**WRITTEN EXERCISE**
Search the material for "page" and show all lines that contain it.
### DATA SECTION ###
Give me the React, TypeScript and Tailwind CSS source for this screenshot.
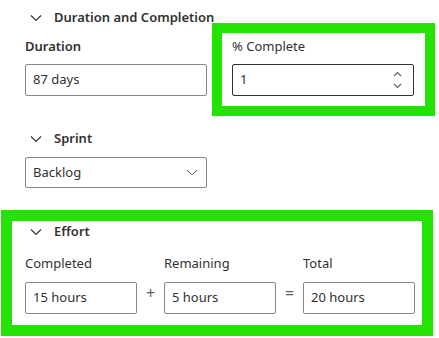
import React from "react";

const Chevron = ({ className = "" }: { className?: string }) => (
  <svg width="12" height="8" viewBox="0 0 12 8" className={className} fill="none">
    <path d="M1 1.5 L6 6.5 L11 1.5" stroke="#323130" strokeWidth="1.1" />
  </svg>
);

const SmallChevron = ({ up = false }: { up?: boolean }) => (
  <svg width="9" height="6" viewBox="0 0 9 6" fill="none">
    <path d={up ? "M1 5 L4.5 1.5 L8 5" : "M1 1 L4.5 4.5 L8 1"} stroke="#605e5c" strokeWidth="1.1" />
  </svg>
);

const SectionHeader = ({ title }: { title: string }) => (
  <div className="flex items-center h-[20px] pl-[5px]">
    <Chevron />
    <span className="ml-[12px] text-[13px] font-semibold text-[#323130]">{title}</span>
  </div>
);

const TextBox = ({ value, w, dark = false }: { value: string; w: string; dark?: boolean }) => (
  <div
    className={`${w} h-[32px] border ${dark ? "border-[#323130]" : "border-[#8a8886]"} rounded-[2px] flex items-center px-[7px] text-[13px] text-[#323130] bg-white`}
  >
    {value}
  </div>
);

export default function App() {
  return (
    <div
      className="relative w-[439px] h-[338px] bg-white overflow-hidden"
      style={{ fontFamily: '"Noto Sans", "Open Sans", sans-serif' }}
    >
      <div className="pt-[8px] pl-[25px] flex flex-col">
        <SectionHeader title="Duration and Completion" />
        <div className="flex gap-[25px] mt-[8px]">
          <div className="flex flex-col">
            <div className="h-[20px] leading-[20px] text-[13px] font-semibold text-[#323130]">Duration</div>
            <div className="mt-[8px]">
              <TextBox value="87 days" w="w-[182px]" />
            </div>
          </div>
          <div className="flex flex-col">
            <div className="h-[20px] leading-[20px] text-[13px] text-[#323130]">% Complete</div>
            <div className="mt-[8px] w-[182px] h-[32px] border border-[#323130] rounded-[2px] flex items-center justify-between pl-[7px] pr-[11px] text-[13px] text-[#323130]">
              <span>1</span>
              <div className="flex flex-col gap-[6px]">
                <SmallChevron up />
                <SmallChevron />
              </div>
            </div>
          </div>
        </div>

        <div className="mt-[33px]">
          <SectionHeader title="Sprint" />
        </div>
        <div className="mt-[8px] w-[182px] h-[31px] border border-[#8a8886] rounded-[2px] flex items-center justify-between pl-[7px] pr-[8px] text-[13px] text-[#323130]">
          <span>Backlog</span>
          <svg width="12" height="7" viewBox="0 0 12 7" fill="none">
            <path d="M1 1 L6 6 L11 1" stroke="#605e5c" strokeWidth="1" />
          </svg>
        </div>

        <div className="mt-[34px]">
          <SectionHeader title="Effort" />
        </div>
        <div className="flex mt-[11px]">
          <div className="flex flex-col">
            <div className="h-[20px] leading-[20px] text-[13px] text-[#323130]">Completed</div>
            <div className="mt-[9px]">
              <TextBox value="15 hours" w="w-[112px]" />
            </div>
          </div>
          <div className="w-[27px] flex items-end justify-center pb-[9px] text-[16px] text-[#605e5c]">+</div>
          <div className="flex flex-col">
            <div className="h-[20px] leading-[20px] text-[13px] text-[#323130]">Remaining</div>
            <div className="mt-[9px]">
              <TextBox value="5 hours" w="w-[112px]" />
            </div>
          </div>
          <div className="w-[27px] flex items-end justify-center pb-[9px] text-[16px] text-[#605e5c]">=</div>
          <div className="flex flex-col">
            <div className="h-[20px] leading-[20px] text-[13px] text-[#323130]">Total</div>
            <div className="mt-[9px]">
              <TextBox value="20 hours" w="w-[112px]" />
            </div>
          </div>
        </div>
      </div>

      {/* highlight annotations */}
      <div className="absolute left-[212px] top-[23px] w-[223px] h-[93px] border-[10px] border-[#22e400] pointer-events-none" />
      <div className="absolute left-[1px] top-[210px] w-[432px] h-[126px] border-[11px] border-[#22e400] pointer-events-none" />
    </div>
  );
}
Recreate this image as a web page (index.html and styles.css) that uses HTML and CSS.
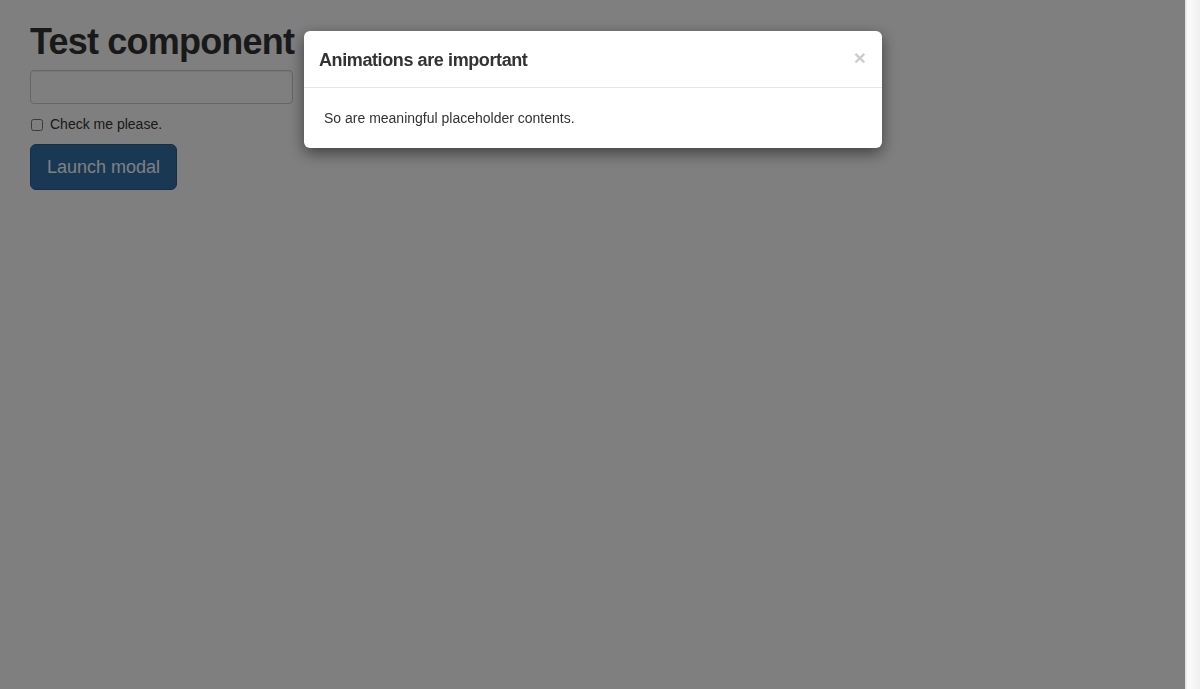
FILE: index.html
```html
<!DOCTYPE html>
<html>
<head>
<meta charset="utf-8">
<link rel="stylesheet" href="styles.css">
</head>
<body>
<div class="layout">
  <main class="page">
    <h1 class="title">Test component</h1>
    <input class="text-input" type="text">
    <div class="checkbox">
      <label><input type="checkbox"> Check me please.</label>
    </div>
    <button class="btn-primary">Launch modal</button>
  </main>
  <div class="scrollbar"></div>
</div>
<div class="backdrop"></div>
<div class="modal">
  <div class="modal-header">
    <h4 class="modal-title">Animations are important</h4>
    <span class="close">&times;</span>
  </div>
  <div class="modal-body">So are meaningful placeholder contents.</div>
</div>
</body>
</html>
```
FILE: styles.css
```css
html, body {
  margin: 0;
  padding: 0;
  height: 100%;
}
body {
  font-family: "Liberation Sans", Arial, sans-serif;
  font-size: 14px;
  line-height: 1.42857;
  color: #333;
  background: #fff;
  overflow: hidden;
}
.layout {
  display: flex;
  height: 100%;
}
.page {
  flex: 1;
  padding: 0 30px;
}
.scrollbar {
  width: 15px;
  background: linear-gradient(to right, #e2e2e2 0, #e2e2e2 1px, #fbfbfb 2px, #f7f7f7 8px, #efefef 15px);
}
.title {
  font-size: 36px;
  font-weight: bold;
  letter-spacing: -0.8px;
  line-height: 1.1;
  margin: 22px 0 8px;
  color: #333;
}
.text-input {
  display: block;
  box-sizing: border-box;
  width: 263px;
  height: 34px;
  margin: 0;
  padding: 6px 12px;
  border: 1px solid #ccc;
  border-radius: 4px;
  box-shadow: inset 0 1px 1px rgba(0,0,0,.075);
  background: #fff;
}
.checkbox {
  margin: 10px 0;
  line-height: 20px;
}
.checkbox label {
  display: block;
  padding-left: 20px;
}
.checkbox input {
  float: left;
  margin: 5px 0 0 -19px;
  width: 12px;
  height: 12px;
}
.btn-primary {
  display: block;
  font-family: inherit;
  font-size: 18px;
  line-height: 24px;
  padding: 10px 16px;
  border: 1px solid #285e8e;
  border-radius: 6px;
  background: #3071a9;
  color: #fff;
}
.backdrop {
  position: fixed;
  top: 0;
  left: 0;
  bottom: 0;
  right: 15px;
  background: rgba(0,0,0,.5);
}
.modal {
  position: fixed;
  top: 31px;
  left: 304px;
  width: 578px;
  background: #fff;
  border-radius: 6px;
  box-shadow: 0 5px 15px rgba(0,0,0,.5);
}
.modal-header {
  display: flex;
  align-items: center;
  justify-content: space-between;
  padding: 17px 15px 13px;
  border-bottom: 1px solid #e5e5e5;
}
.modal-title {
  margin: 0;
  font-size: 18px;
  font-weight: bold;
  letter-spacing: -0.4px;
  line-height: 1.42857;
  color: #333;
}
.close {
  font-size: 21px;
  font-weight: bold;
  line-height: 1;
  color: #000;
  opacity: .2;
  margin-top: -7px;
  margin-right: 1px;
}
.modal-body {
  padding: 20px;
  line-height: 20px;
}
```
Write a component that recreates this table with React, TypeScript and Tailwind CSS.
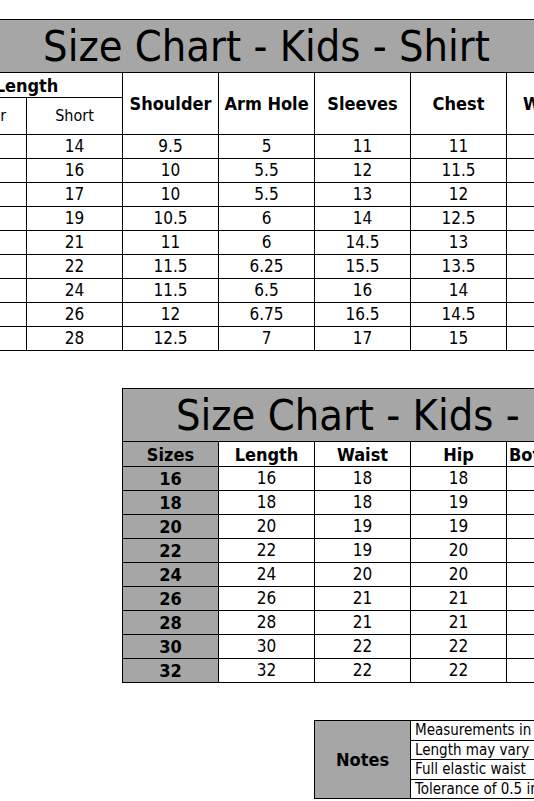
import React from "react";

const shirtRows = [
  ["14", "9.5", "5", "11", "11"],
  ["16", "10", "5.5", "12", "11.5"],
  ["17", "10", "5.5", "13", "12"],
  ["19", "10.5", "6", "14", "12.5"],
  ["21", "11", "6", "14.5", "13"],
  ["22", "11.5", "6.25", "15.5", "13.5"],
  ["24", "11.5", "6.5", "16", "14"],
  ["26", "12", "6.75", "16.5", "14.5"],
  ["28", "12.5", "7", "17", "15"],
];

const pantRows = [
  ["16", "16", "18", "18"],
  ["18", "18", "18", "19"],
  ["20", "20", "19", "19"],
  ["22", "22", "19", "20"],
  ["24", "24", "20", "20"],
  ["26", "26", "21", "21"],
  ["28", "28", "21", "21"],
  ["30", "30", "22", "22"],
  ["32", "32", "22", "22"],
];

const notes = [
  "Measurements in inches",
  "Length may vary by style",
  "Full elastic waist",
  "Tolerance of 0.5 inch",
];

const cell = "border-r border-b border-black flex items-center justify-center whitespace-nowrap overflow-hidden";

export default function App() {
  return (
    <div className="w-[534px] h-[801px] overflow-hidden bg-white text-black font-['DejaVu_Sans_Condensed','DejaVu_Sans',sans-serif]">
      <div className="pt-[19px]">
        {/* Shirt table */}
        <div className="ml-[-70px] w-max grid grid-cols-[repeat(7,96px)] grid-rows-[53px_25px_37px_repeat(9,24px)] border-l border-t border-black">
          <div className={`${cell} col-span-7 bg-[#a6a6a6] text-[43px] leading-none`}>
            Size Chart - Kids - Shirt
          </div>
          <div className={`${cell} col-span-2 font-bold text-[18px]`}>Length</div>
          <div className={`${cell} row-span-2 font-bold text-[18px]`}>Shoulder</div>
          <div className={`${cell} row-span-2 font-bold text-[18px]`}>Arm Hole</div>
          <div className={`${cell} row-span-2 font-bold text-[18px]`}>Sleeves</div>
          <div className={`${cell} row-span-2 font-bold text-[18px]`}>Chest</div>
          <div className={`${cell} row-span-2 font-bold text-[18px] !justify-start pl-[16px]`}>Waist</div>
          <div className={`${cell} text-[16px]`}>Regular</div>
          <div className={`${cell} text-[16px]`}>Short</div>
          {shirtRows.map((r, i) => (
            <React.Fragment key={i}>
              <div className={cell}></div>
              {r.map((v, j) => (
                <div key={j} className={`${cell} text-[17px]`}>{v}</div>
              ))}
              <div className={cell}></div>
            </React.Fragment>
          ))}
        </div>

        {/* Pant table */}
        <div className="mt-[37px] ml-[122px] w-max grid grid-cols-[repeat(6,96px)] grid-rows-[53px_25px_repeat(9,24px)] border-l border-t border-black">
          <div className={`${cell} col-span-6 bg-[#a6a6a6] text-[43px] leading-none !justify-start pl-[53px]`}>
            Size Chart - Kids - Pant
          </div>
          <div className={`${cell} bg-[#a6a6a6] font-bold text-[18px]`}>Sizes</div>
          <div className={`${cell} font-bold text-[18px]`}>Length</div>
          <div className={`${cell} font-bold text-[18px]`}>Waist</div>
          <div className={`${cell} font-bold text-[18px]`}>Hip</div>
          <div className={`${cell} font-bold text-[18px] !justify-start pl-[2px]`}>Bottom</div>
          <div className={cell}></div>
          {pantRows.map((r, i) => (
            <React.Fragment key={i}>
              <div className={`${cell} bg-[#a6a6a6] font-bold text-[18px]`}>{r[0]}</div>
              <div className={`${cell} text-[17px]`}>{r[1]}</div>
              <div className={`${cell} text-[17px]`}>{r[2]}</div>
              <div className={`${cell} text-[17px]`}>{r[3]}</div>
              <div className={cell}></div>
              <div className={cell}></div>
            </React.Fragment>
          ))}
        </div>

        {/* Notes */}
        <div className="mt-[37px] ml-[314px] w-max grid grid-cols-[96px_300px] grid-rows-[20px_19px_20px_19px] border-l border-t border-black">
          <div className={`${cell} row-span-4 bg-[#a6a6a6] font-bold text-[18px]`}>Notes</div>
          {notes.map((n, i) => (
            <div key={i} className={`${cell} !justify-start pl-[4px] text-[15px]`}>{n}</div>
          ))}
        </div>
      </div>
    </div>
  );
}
###
**ANSWER FOR THIS EXERCISE**
Recreate this image as a web page (index.html and styles.css) that uses HTML and CSS.
  <main class="page">
.page {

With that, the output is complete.